My half-empty glass flipped to half-full.
But that was only the beginning. As the plane lands in Phoenix for a three hour layover, a couple of friends text me that they are in Mexico and wondering if I've made it to La Paz yet. These people were students of mine last summer and we became good friends and I was excited to hear from them as I'm scheduled to arrive in Mexico the very same day. I'm hoping we can get together at some point.
After a couple hours in Phoenix, I'm getting ready to board the plane on the final leg of the trek to La Paz. Another friend -- also a student of mine from last spring -- texts me that he and his family will be in Baja for a week kiteboarding and wondering what I was up to. We had talked about me wanting to learn to kiteboard and he had invited me to Hood River to do so. I told him I had a week before I was to start teaching and that I might join them. One thing leads to another by the time my plane takes off I have a place booked in La Ventana and am all set for kiteboarding lessons next week!
Glass is full now.
Upon arriving in Cabo the Go Baja Sailing School was supposed to pick me up at the airport but there was a misunderstanding.

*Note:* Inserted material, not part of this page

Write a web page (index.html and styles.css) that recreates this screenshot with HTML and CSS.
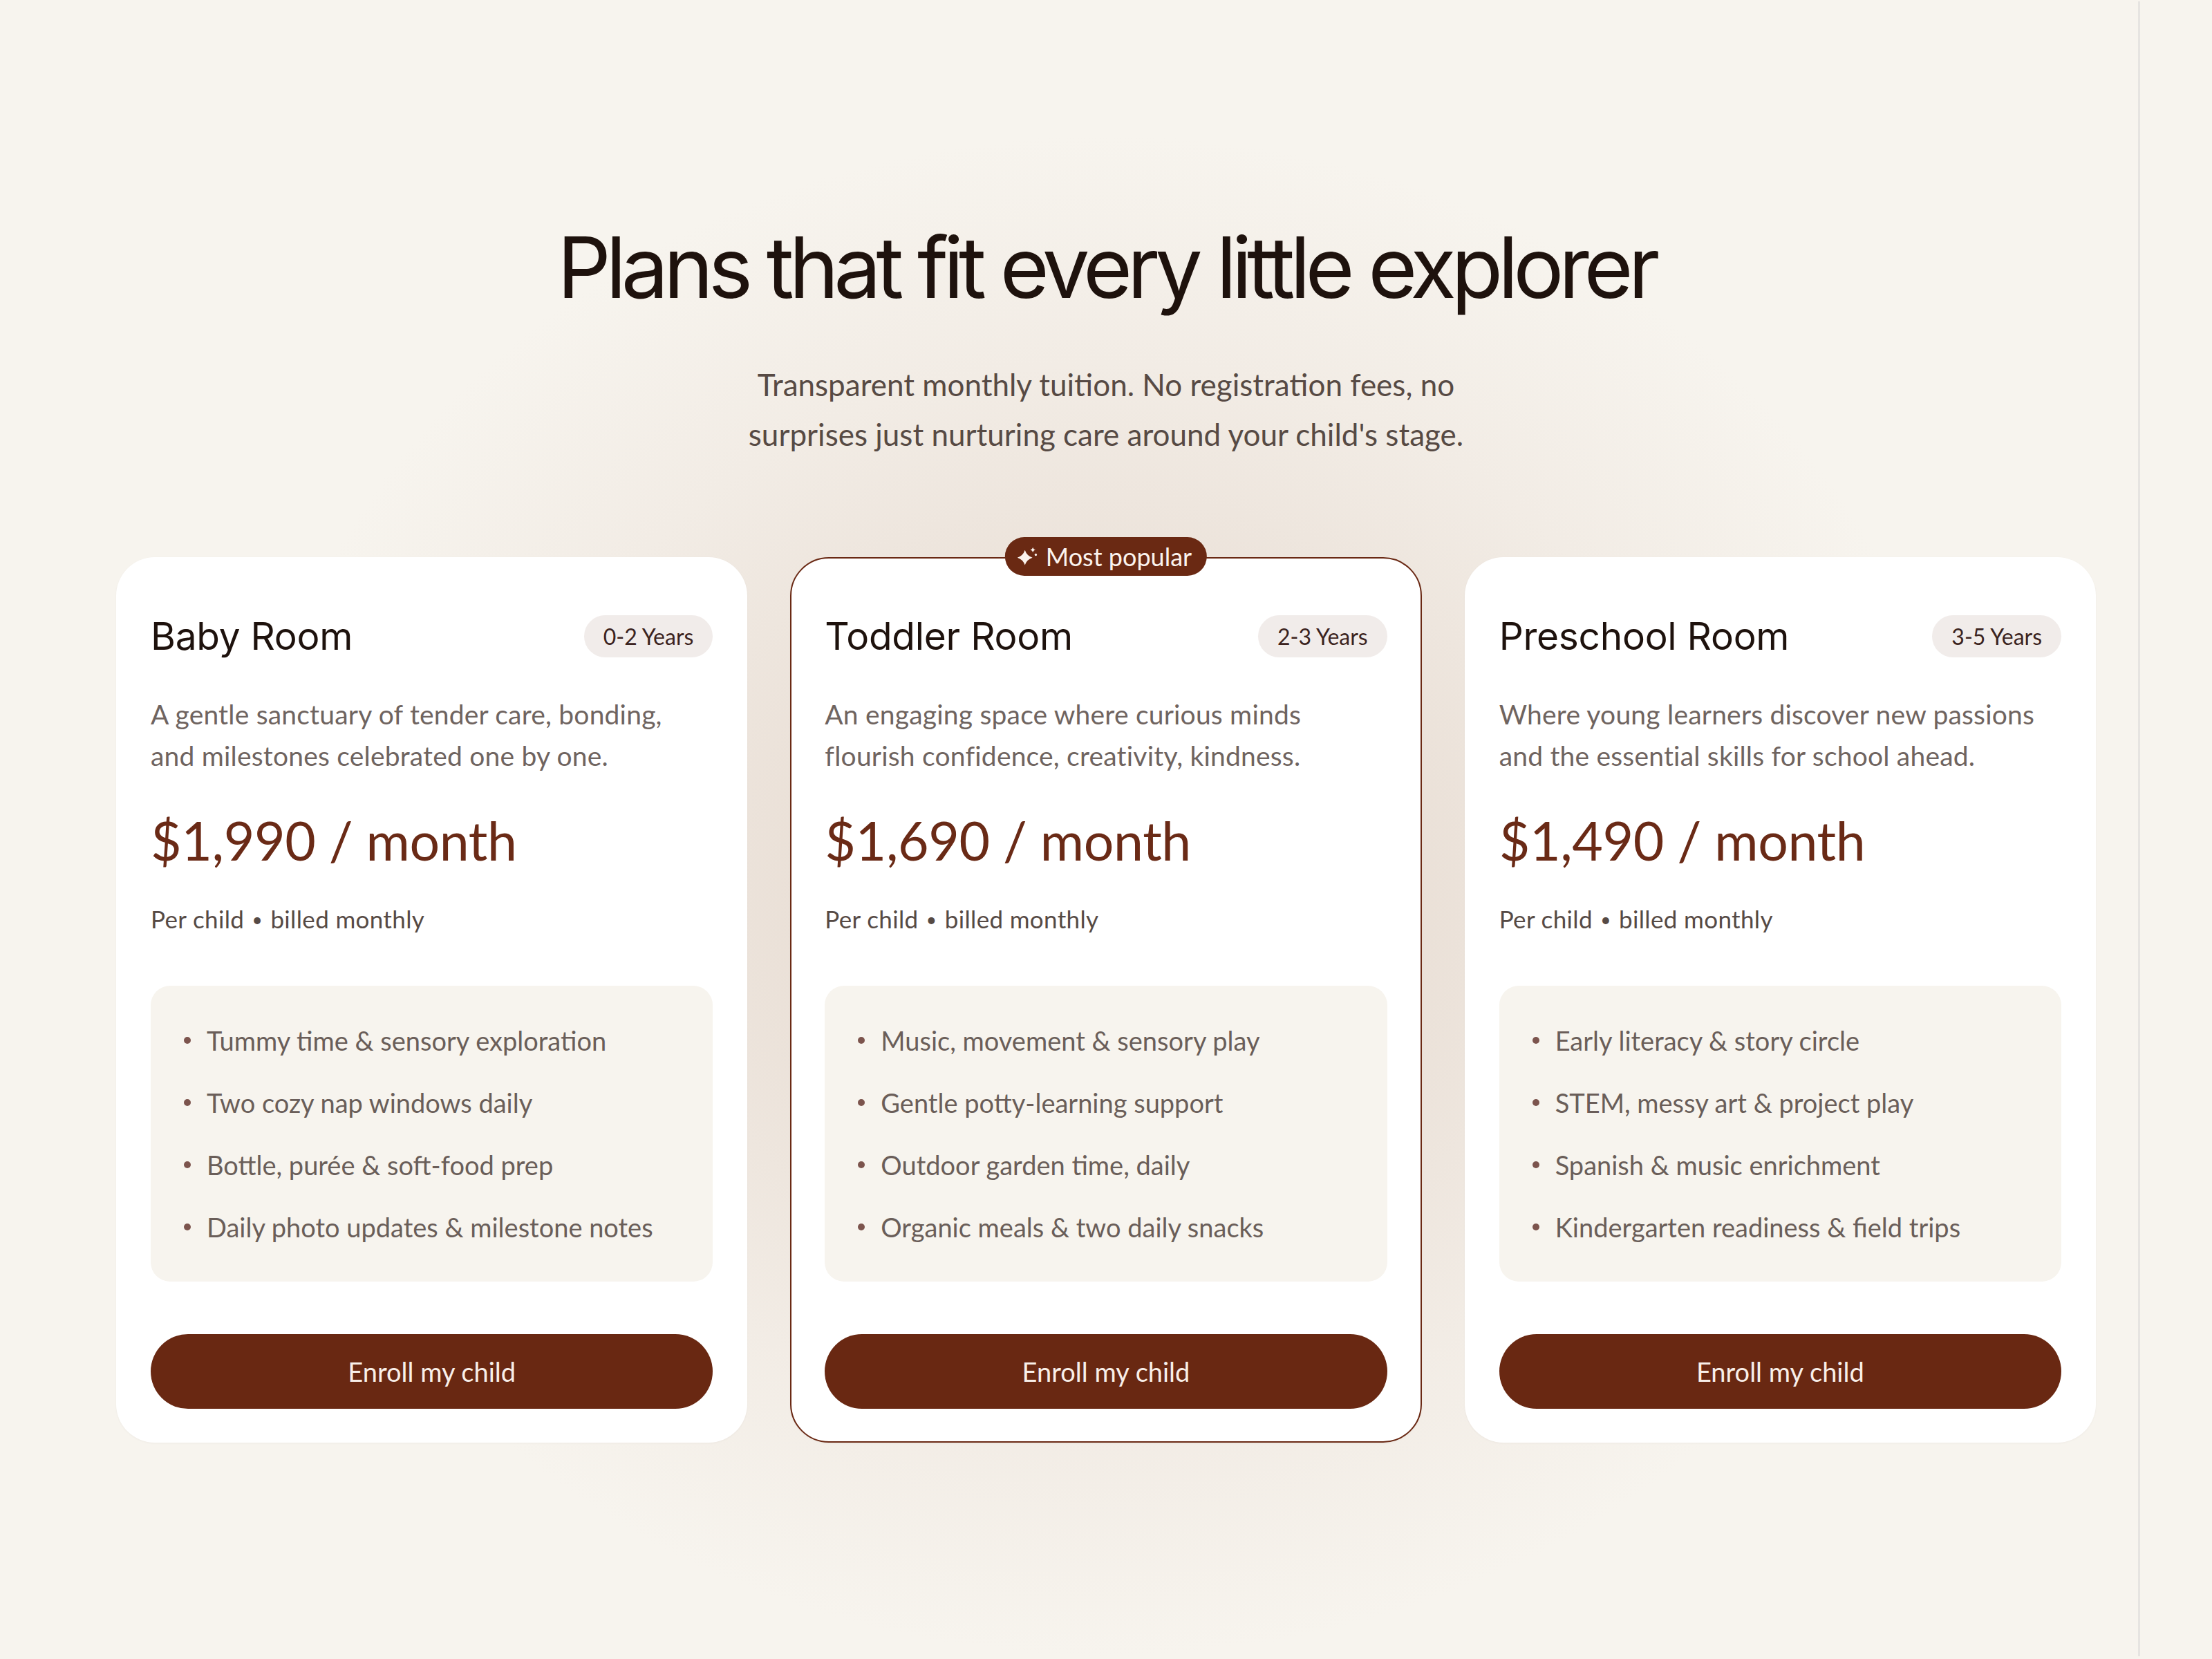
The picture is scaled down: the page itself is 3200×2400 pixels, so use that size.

They were great though and put me up in a 4 star hotel near the airport and will pick me up today. I get on the shuttle to the hotel and start talking to woman that had spent 4 days traveling from Kenya via London. She was here for a leadership conference and so cheery. I got some exercise, pool swim, dinner, and collapsed.
Daily positive and gratitude affirmations are working. I went sent to sleep with my glass overflowing.